Extreme fast-charging (XFC) technology poses severe challenges to Li-ion battery systems, yet the primary challenge, lithium plating on graphite, limits our understanding of the fast-charging capability of nickel-rich layered oxide cathode materials. In this work, we specifically focus on the degradation mechanism of Ni-rich cathodes at fast-charging rates, which is achieved by constructing lithium-plating-free full cells. Intriguingly, both single-crystal LiNi0.82Mn0.07Co0.11O2 and polycrystalline LiNi0.83Mn0.05Co0.12O2 (NMC811) exhibit good fast-charging capability, and when charged at a fast rate of 4C, the increase in polarization is successfully suppressed compared to 1C charging.

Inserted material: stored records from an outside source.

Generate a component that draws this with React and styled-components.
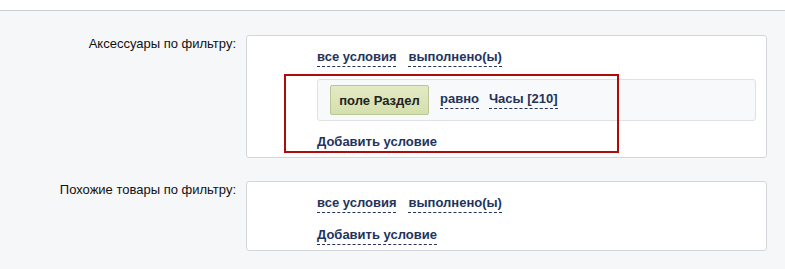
import React from "react";
import styled, { createGlobalStyle } from "styled-components";

const GlobalStyle = createGlobalStyle`
  html, body {
    margin: 0;
    padding: 0;
    background: #f5f7f9;
    font-family: "Liberation Sans", Arial, sans-serif;
  }
`;

const TopBar = styled.div`
  height: 10px;
  background: #ffffff;
  border-bottom: 1px solid #c9ced3;
`;

const Page = styled.div`
  padding-top: 24px;
  display: flex;
  flex-direction: column;
  gap: 23px;
`;

const Row = styled.div`
  display: grid;
  grid-template-columns: 246px 521px;
`;

const Label = styled.div`
  font-size: 13px;
  line-height: 16px;
  color: #111;
  text-align: right;
  padding-right: 10px;
  padding-top: 1px;
`;

const Box = styled.div`
  position: relative;
  box-sizing: border-box;
  background: #fff;
  border: 1px solid #d3d7dc;
  border-radius: 3px;
  padding: 13px 10px ${(p) => p.$bottom}px 70px;
`;

const LinkLine = styled.div`
  display: flex;
  align-items: center;
  gap: ${(p) => p.$gap || 12}px;
`;

const Dashed = styled.span`
  font-size: 13px;
  font-weight: bold;
  line-height: 16px;
  color: #23335c;
  border-bottom: 1px dashed #23335c;
  padding-bottom: 1px;
  cursor: pointer;
`;

const AddLink = styled(Dashed)`
  display: inline-block;
  margin-top: ${(p) => p.$top}px;
`;

const Condition = styled.div`
  margin: 12px 0 0 0;
  box-sizing: border-box;
  height: 42px;
  background: #f8f9fa;
  border: 1px solid #dfe2e5;
  border-radius: 3px;
  padding: 4px 12px;
  display: flex;
  align-items: center;
  gap: 11px;
`;

const FieldButton = styled.button`
  box-sizing: border-box;
  height: 30px;
  width: 99px;
  padding: 0;
  font-family: inherit;
  font-size: 13px;
  font-weight: bold;
  color: #222;
  background: linear-gradient(#e4eac4, #d5dfad);
  border: 1px solid #bcc596;
  border-radius: 2px;
`;

const Highlight = styled.div`
  position: absolute;
  left: 37px;
  top: 38px;
  width: 335px;
  height: 79px;
  box-sizing: border-box;
  border: 2px solid #b00a0a;
  pointer-events: none;
`;

const Links = () => (
  <LinkLine>
    <Dashed>все условия</Dashed>
    <Dashed>выполнено(ы)</Dashed>
  </LinkLine>
);

export default function App() {
  return (
    <>
      <GlobalStyle />
      <TopBar />
      <Page>
        <Row>
          <Label>Аксессуары по фильтру:</Label>
          <Box $bottom={5}>
            <Links />
            <Condition>
              <FieldButton>поле Раздел</FieldButton>
              <LinkLine $gap={10}>
                <Dashed>равно</Dashed>
                <Dashed>Часы [210]</Dashed>
              </LinkLine>
            </Condition>
            <AddLink $top={13}>Добавить условие</AddLink>
            <Highlight />
          </Box>
        </Row>
        <Row>
          <Label>Похожие товары по фильтру:</Label>
          <Box $bottom={5}>
            <Links />
            <AddLink $top={14}>Добавить условие</AddLink>
          </Box>
        </Row>
      </Page>
    </>
  );
}
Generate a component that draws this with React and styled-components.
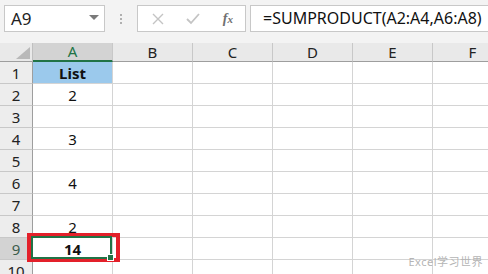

Analyzing single-crystal NMC811 allows us to unravel the intrinsic mechanism by avoiding intergranular cracking in polycrystalline materials, and the operando synchrotron X-ray diffraction results reveal that 1C charging results in a marginally higher depth of delithiation, which is accompanied by drastic nanostructure change, resulting in a more degraded surface and intragranular cracking. These insights are pivotal for understanding the intrinsic fast-charging capacity of Ni-rich NMCs and refining fast-charging protocols.